**Given exercise:** Quote, line for line, the entries from the first through the one containing "const LAYERS = ['Top', 'GND', 'VCC', 'Bottom']". Pictures are left out.

**Extracted records:**
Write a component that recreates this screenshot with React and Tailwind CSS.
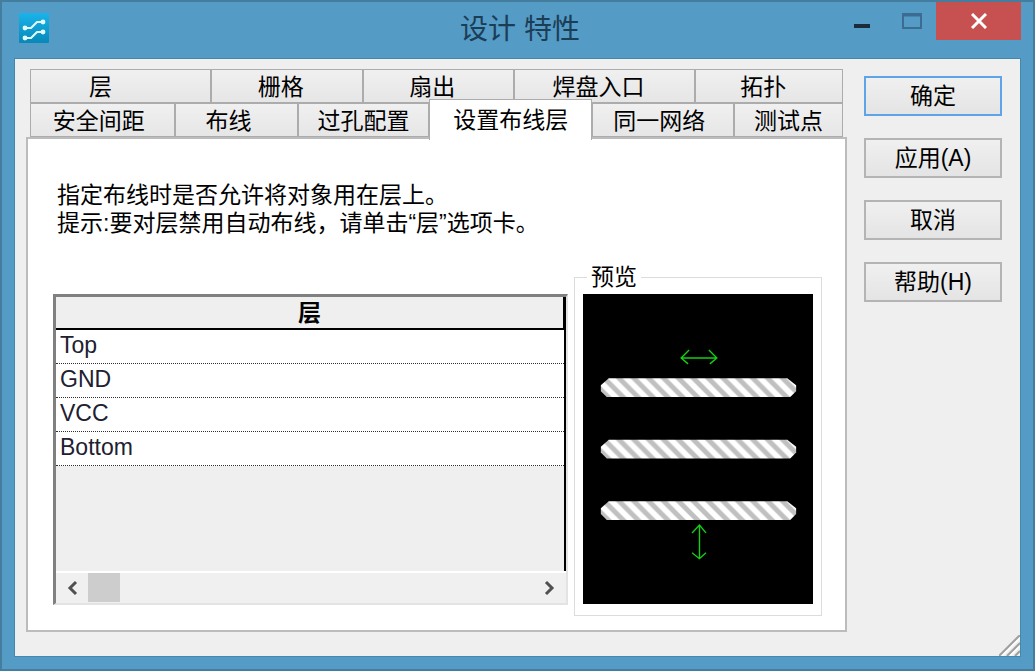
import clsx from 'clsx'

const TABS_BACK = [
  { label: '层',       size: 'flex-[158_1_0%]', pad: 'pr-10' },
  { label: '栅格',     size: 'flex-[157_1_0%]', pad: 'pr-3' },
  { label: '扇出',     size: 'flex-[156_1_0%]', pad: 'pr-3' },
  { label: '焊盘入口', size: 'flex-[191_1_0%]', pad: 'pr-3' },
  { label: '拓扑',     size: 'flex-[152_1_0%]', pad: 'pr-3' },
]

const TABS_FRONT = [
  { label: '安全间距',   size: 'flex-[143_1_0%]', pad: 'pr-2' },
  { label: '布线',       size: 'flex-[110_1_0%]', pad: 'pr-4' },
  { label: '过孔配置',   size: 'flex-[137_1_0%]' },
  { label: '设置布线层', size: 'flex-[170_1_0%]', active: true },
  { label: '同一网络',   size: 'flex-[139_1_0%]', pad: 'pr-2' },
  { label: '测试点',     size: 'flex-[113_1_0%]' },
]

const LAYERS = ['Top', 'GND', 'VCC', 'Bottom']

const ACTIONS = [
  { label: '确定', primary: true },
  { label: '应用(A)' },
  { label: '取消' },
  { label: '帮助(H)' },
]

function AppIcon() {
  return (
    <svg viewBox="0 0 30 30" className="w-[30px] h-[30px]" aria-hidden="true">
      <defs>
        <linearGradient id="logo" x1="0" y1="0" x2="0" y2="1">
          <stop offset="0" stopColor="#19b4ea" />
          <stop offset="1" stopColor="#0788b8" />
        </linearGradient>
      </defs>
      <rect width="30" height="30" rx="1" fill="url(#logo)" />
      <g fill="none" stroke="#e2f8ff" strokeWidth="2" strokeLinejoin="round">
        <path d="M6 15h6l6-6h6" />
        <path d="M6 25h6l6-6h6" />
      </g>
      <g fill="#e2f8ff">
        <circle cx="6" cy="15" r="2.4" />
        <circle cx="24" cy="9" r="2.4" />
        <circle cx="6" cy="25" r="2.4" />
        <circle cx="24" cy="19" r="2.4" />
      </g>
    </svg>
  )
}

function TitleBar() {
  return (
    <header className="grid grid-cols-[1fr_auto_1fr] h-14 pl-[17px] pr-3">
      <div className="pt-[11px]">
        <AppIcon />
      </div>
      <h1 className="self-center text-[28px] leading-8 text-[#1c3d56]">设计 特性</h1>
      <div className="flex justify-end items-start">
        <button aria-label="最小化" className="flex items-center justify-center w-[51px] h-[38px]">
          <svg viewBox="0 0 16 16" className="w-4 h-4"><path d="M0 13h16" stroke="#1b2a3d" strokeWidth="4" /></svg>
        </button>
        <button aria-label="最大化" className="flex items-center justify-center w-[49px] h-[38px]">
          <svg viewBox="0 0 20 16" className="w-5 h-4">
            <rect x="1" y="1" width="18" height="14" fill="none" stroke="#3c6c91" strokeWidth="2" />
            <path d="M0 2h20" stroke="#3c6c91" strokeWidth="3" />
          </svg>
        </button>
        <button aria-label="关闭" className="flex items-center justify-center w-[85px] h-[38px] bg-[#c75050]">
          <svg viewBox="0 0 16 16" className="w-4 h-4"><path d="M1 1l14 14M15 1L1 15" stroke="#fff" strokeWidth="3" /></svg>
        </button>
      </div>
    </header>
  )
}

function Tab({ label, size, pad, active }) {
  return (
    <button
      role="tab"
      aria-selected={!!active}
      className={clsx(
        'border border-[#acacac] text-center whitespace-nowrap',
        active
          ? 'relative z-10 h-[41px] -mt-1 -mb-[3px] bg-white border-b-0'
          : 'h-[34px] bg-linear-to-b from-[#f0f0f0] to-[#e6e6e6]',
        size,
        pad,
      )}
    >
      {label}
    </button>
  )
}

function ScrollArrow({ label, d }) {
  return (
    <button aria-label={label} className="flex items-center justify-center w-8 h-full">
      <svg viewBox="0 0 14 16" className="w-[14px] h-4">
        <path d={d} fill="none" stroke="#505050" strokeWidth="3" />
      </svg>
    </button>
  )
}

function LayerList() {
  return (
    <div className="flex-1 flex flex-col mt-[29px] mb-[11px] border-t-3 border-l-3 border-r-2 border-b-2
      border-t-[#808080] border-l-[#808080] border-r-[#e3e3e3] border-b-[#e3e3e3]">
      <div className="flex-1 bg-[#efefef] border-r-2 border-black">
        <table className="w-full border-separate border-spacing-0">
          <thead>
            <tr>
              <th className="h-[33px] p-0 bg-[#efefef] border-b-2 border-r border-black text-center font-bold leading-7">
                层
              </th>
            </tr>
          </thead>
          <tbody>
            {LAYERS.map(name => (
              <tr key={name}>
                <td className="h-[34px] p-0 pl-1 pb-1 bg-white border-b border-dotted border-[#303030] text-[#202030] leading-7">
                  {name}
                </td>
              </tr>
            ))}
          </tbody>
        </table>
      </div>
      {/* Horizontal scrollbar */}
      <div className="flex h-8 bg-[#f0f0f0] border-t-2 border-white">
        <ScrollArrow label="向左滚动" d="M11 2L5 8l6 6" />
        <div className="flex-1">
          <div className="w-8 h-[29px] bg-[#cdcdcd]" />
        </div>
        <ScrollArrow label="向右滚动" d="M3 2l6 6-6 6" />
      </div>
    </div>
  )
}

function Preview() {
  return (
    <fieldset className="w-[248px] shrink-0 border border-[#dcdcdc] px-2 pb-2">
      <legend className="ml-1 px-1 leading-6">预览</legend>
      <svg viewBox="0 0 232 313" className="block w-full mt-[5px] bg-black">
        <defs>
          <pattern id="hatch" width="15" height="15" patternUnits="userSpaceOnUse">
            <rect width="15" height="15" fill="#fff" />
            <path d="M0 0h7l15 15h-7zM-15 0h7l15 15h-7z" fill="#c0c0c0" />
          </pattern>
        </defs>
        {[85, 147, 209].map(y => (
          <g key={y} transform={`translate(18 ${y})`}>
            <path d="M8 0H188L197 7V13L191 19H6L0 13V7z" fill="url(#hatch)" />
          </g>
        ))}
        <g fill="none" stroke="#12d012" strokeWidth="1.4">
          <path d="M99 64.500h36M107 56.500l-8 8 7 6M127 56.500l8 8-7 6" />
          <path d="M117.500 233v34M110 241l7.500-8 6.500 8M110 261l7.500 6 6.500-6" />
        </g>
      </svg>
    </fieldset>
  )
}

export default function App() {
  return (
    <div
      className="min-h-screen flex flex-col border-2 border-[#457d9f] bg-[#549bc6] text-black text-[23px]
        font-['Liberation_Sans','Noto_Sans_CJK_SC',sans-serif]"
    >
      <TitleBar />

      <main className="relative flex-1 flex gap-[17px] mx-3 mb-3 pl-[11px] pt-[10px] pr-[18px] pb-6 border border-[#4587ad] bg-[#efefef]">
        <section className="flex-1 flex flex-col">
          <div role="tablist" className="px-1">
            <div className="flex">
              {TABS_BACK.map(t => <Tab key={t.label} {...t} />)}
            </div>
            <div className="flex">
              {TABS_FRONT.map(t => <Tab key={t.label} {...t} />)}
            </div>
          </div>

          <div role="tabpanel" className="flex-1 flex flex-col pt-[42px] pl-[25px] pr-[23px] pb-[14px] border-2 border-[#bcbcbc] bg-white">
            <p className="px-1 leading-7">
              指定布线时是否允许将对象用在层上。<br />
              提示:要对层禁用自动布线，请单击“层”选项卡。
            </p>
            <div className="flex-1 flex gap-[6px] mt-7">
              <LayerList />
              <Preview />
            </div>
          </div>
        </section>

        <aside className="flex flex-col gap-[22px] w-[138px] pt-[7px]">
          {ACTIONS.map(a => (
            <button
              key={a.label}
              className={clsx(
                'h-10 border-2 bg-linear-to-b from-[#f0f0f0] to-[#e4e4e4]',
                a.primary ? 'border-[#5ea4e8]' : 'border-[#b4b4b4]',
              )}
            >
              {a.label}
            </button>
          ))}
        </aside>

        {/* Resize grip */}
        <svg viewBox="0 0 21 21" className="absolute right-0 bottom-0 w-[21px] h-[21px]" aria-hidden="true">
          <path d="M0 21L21 0M8 21L21 8M16 21l5-5" stroke="#a0a0a0" strokeWidth="2" />
          <path d="M3 21L21 3M11 21L21 11" stroke="#fff" strokeWidth="1.500" />
        </svg>
      </main>
    </div>
  )
}
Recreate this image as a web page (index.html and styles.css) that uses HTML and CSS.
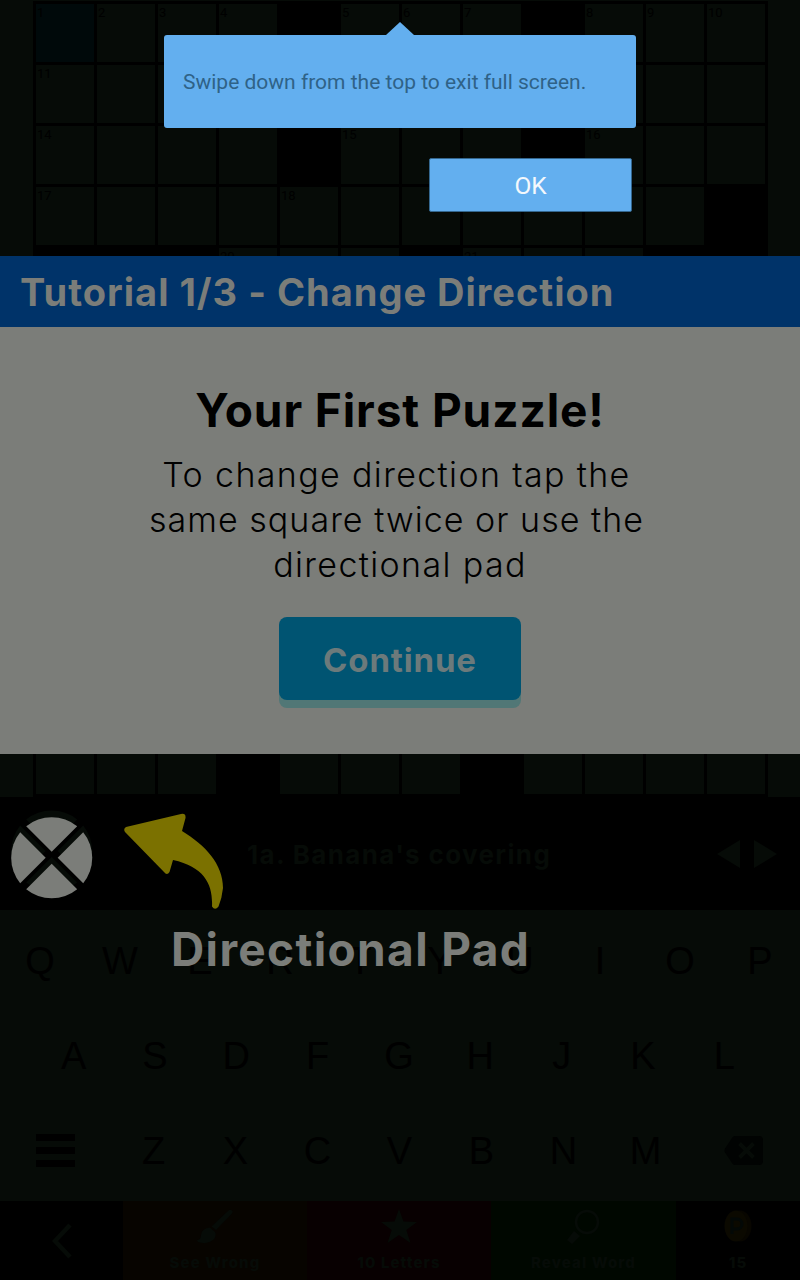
FILE: index.html
```html
<!DOCTYPE html>
<html lang="en">
<head>
<meta charset="utf-8">
<title>Crossword</title>
<link rel="stylesheet" href="styles.css">
</head>
<body>
<div class="app">
  <section class="board"><div class="grid" id="grid"></div></section>

  <section class="clue">
    <svg class="pad" width="110" height="113" viewBox="0 0 110 113">
      <defs>
        <g id="wedges">
          <path id="wedge" d="M0-6L-25.5-31.5A40.5 40.5 0 0 1 25.5-31.5Z"/>
          <use href="#wedge" transform="rotate(90)"/>
          <use href="#wedge" transform="rotate(180)"/>
          <use href="#wedge" transform="rotate(270)"/>
        </g>
      </defs>
      <use href="#wedges" class="ink" transform="translate(51.7 54)"/>
      <use href="#wedges" class="lit" transform="translate(51.7 60.8)"/>
    </svg>
    <p class="clue-text">1a. Banana's covering</p>
    <svg class="steps" width="60" height="28" viewBox="0 0 60 28">
      <path class="ink" d="M0 14L23 0V28ZM60 14L37 0V28Z"/>
    </svg>
  </section>

  <section class="keys">
    <div class="row row-top"><span>Q</span><span>W</span><span>E</span><span>R</span><span>T</span><span>Y</span><span>U</span><span>I</span><span>O</span><span>P</span></div>
    <div class="row row-mid"><span>A</span><span>S</span><span>D</span><span>F</span><span>G</span><span>H</span><span>J</span><span>K</span><span>L</span></div>
    <div class="row row-low">
      <svg width="39" height="35" viewBox="0 0 39 35"><path d="M0 0H39V7H0ZM0 13H39V20H0ZM0 26H39V33H0Z"/></svg>
      <div class="letters"><span>Z</span><span>X</span><span>C</span><span>V</span><span>B</span><span>N</span><span>M</span></div>
      <svg width="39" height="31" viewBox="0 0 39 31"><path class="back" d="M11 0H35Q39 0 39 4V25Q39 29 35 29H11Q9 29 8 27L1 16.500Q0 14.500 1 12.500L8 2Q9 0 11 0Z"/><path class="cross" d="M15.500 7.500L29.500 21.500M29.500 7.500L15.500 21.500"/></svg>
    </div>
  </section>

  <nav class="tools">
    <div class="tool tool-back"><svg width="20" height="36" viewBox="0 0 20 36"><path class="chevron" d="M18 2L3 18L18 34"/></svg></div>
    <div class="tool tool-wrong">
      <svg width="36" height="36" viewBox="0 0 36 36"><path class="ink" d="M34 1Q37 2 34.500 5L19 21L14.500 17.500L31 2Q33 0 34 1ZM13 18.500L18 23Q20 28 16 31Q10 36 1 33L0 31Q4 31 4 26Q5 19 13 18.500Z"/></svg>
      <span>See Wrong</span>
    </div>
    <div class="tool tool-letters">
      <svg width="36" height="36" viewBox="0 0 36 36"><path class="ink" d="M18 0L22.500 12.500L36 12.900L25.300 20.900L29.500 34L18 26L6.500 34L10.700 20.900L0 12.900L13.500 12.500Z"/></svg>
      <span>10 Letters</span>
    </div>
    <div class="tool tool-reveal">
      <svg width="36" height="36" viewBox="0 0 36 36"><circle class="lens" cx="21" cy="13" r="11"/><path class="ink" d="M8 22L14 27L6 35L1 31Z"/></svg>
      <span>Reveal Word</span>
    </div>
    <div class="tool tool-coins">
      <svg width="28" height="36" viewBox="0 0 28 36"><ellipse class="coin-edge" cx="16" cy="17" rx="11.500" ry="15.500"/><ellipse class="coin" cx="12" cy="17" rx="11.500" ry="15.500"/><path class="coin-mark" d="M8 25V10H13A4.500 4.500 0 0 1 13 20H8"/></svg>
      <span>15</span>
    </div>
  </nav>

  <section class="tutorial">
    <h1 class="bar"><span>Tutorial 1/3 - Change Direction</span></h1>
    <h2 class="headline">Your First Puzzle!</h2>
    <p class="body"><span class="shifted wide">To change direction tap the</span><span class="shifted">same square twice or use the</span><span class="wide">directional pad</span></p>
    <button class="continue">Continue</button>
  </section>

  <svg class="pointer" width="110" height="100" viewBox="120 810 110 100"><path d="M126 827L181 814Q186 813 185.500 818L182 831C205 845 223 864 223 888Q222 898 218.500 906.500Q215 911 212 906.500C213 885 205 867 173 860L169.500 872Q167 876 164 872L125 832Q123 829 126 827Z"/></svg>
  <p class="pad-label">Directional Pad</p>

  <aside class="notice">
    <div class="bubble">Swipe down from the top to exit full screen.</div>
    <button class="ok">OK</button>
  </aside>
</div>
<script src="grid.js"></script>
</body>
</html>
```

FILE: styles.css
```css
* { box-sizing: border-box; }
body { margin: 0; background: #000; font-family: Inter, "Liberation Sans", sans-serif; }
h1, h2, p { margin: 0; }
svg { display: block; flex: none; }
button { font: inherit; border: 0; padding: 0; }

.app { position: relative; width: 800px; height: 1280px; overflow: hidden; display: flex; flex-direction: column; }
.ink { fill: #060b07; }
.lit { fill: #7b7d79; }

.board { height: 797px; padding: 1px 32px 0 33px; background: #060b07; flex: none; }
.grid { width: 735px; height: 796px; padding: 3px 0 0 3px; background: #000; display: grid; grid-template-columns: repeat(12, 58px); grid-auto-rows: 58px; gap: 3px; }
.cell { background: #060b07; color: #000; font: 13px/17px Roboto, sans-serif; padding-left: 1px; }
.cell.black { background: #000; }
.cell.active { background: #00090a; }

.clue { height: 113px; flex: none; display: flex; align-items: center; background: #000; }
.clue-text { flex: 1; padding: 2px 0 0 137px; font-weight: 700; font-size: 26px; color: #060b07; white-space: nowrap; letter-spacing: 1.35px; }
.steps { margin-right: 23px; }

.keys { height: 291px; flex: none; background: #060b07; padding-top: 4px; font: 38px/95px "Liberation Sans", sans-serif; color: #000; text-align: center; }
.row { display: flex; height: 95px; }
.row span { flex: 1; }
.row-mid { padding: 0 35px 0 33px; }
.row-low { align-items: center; padding: 0 37px 0 36px; justify-content: space-between; }
.letters { display: flex; width: 574px; }
.back { fill: #010302; }
.cross { stroke: #060b07; stroke-width: 4; fill: none; }

.tools { height: 79px; flex: none; display: flex; background: #000; color: #060b07; font-weight: 800; font-size: 15px; line-height: 20px; }
.tool { display: flex; flex-direction: column; align-items: center; padding-top: 8px; gap: 8px; letter-spacing: 1.1px; white-space: nowrap; }
.tool-back { width: 123px; padding-top: 22px; }
.tool-wrong { width: 184px; background: #070400; }
.tool-letters { width: 184px; background: #080001; }
.tool-reveal { width: 185px; background: #000700; }
.tool-coins { width: 124px; }
.chevron { fill: none; stroke: #060b07; stroke-width: 4.5; }
.lens { fill: none; stroke: #060b07; stroke-width: 2.5; }
.coin { fill: #0b0900; }
.coin-edge { fill: #080600; }
.coin-mark { fill: none; stroke: #030806; stroke-width: 3; }

.tutorial { position: absolute; top: 256px; left: 0; width: 800px; height: 498px; background: #7b7d79; display: flex; flex-direction: column; align-items: center; }
.bar { align-self: stretch; height: 71px; padding-left: 20px; background: #003369; color: #7b7d79; font-size: 38px; line-height: 72px; white-space: nowrap; letter-spacing: 1px; }
.headline { margin-top: 53px; font-size: 46px; line-height: 60px; color: #000; white-space: nowrap; letter-spacing: 0.9px; }
.body { margin-top: 12px; display: flex; flex-direction: column; align-items: center; font-size: 34px; line-height: 45px; font-weight: 300; color: #000; white-space: nowrap; letter-spacing: 1.03px; }
.wide { letter-spacing: 1.36px; }
.shifted { margin-right: 7px; }
.continue { margin-top: 30px; width: 242px; height: 83px; border-radius: 8px; background: #005472; box-shadow: 0 8px 0 #517776; color: #6c7a7b; font-weight: 700; font-size: 33px; line-height: 87px; letter-spacing: 0.85px; }

.pointer { position: absolute; left: 120px; top: 810px; fill: #7b7100; }
.pad-label { position: absolute; left: 171px; top: 919px; font-size: 46px; line-height: 60px; font-weight: 700; color: #7b7d79; white-space: nowrap; letter-spacing: 1.35px; }

.notice { position: absolute; top: 35px; left: 164px; width: 472px; display: flex; flex-direction: column; align-items: flex-end; font-family: Roboto, sans-serif; }
.bubble { position: relative; width: 472px; height: 93px; padding-left: 19px; border-radius: 3px; background: #63afef; color: #2f6287; font-size: 21px; line-height: 95px; white-space: nowrap; }
.bubble::before { content: ""; position: absolute; left: 222px; top: -13px; border: 14px solid transparent; border-top: 0; border-bottom: 13px solid #63afef; }
.ok { margin: 30px 4px 0 0; width: 203px; height: 54px; border: 1px solid #34678f; border-radius: 2px; background: #63afef; color: #f4f8fc; font-size: 24.5px; line-height: 53px; }
```

FILE: grid.js
```js
// One string per row: "#" is a blocked square, "." an open one.
const rows = [
  "....#...#...", "............", "....#...#...", "...........#",
  "###...#...##", "............", "............", "............",
  "............", "............", "............", "............",
  "...#...#...."
];
// Clue numbers keyed by "row,column".
const numbers = {
  "0,0": 1, "0,1": 2, "0,2": 3, "0,3": 4, "0,5": 5, "0,6": 6, "0,7": 7,
  "0,9": 8, "0,10": 9, "0,11": 10, "1,0": 11, "1,4": 12, "1,8": 13,
  "2,0": 14, "2,5": 15, "2,9": 16, "3,0": 17, "3,4": 18, "3,8": 19,
  "4,3": 20, "4,7": 21
};
const grid = document.getElementById("grid");
rows.forEach((row, r) => [...row].forEach((mark, c) => {
  const cell = document.createElement("div");
  cell.className = "cell" + (mark === "#" ? " black" : "") + (r + c === 0 ? " active" : "");
  cell.textContent = numbers[r + "," + c] || "";
  grid.append(cell);
}));
```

**Completed task:**
Write a component that recreates this screenshot with React and Tailwind CSS.
import clsx from 'clsx'

const TABS_BACK = [
  { label: '层',       size: 'flex-[158_1_0%]', pad: 'pr-10' },
  { label: '栅格',     size: 'flex-[157_1_0%]', pad: 'pr-3' },
  { label: '扇出',     size: 'flex-[156_1_0%]', pad: 'pr-3' },
  { label: '焊盘入口', size: 'flex-[191_1_0%]', pad: 'pr-3' },
  { label: '拓扑',     size: 'flex-[152_1_0%]', pad: 'pr-3' },
]

const TABS_FRONT = [
  { label: '安全间距',   size: 'flex-[143_1_0%]', pad: 'pr-2' },
  { label: '布线',       size: 'flex-[110_1_0%]', pad: 'pr-4' },
  { label: '过孔配置',   size: 'flex-[137_1_0%]' },
  { label: '设置布线层', size: 'flex-[170_1_0%]', active: true },
  { label: '同一网络',   size: 'flex-[139_1_0%]', pad: 'pr-2' },
  { label: '测试点',     size: 'flex-[113_1_0%]' },
]

const LAYERS = ['Top', 'GND', 'VCC', 'Bottom']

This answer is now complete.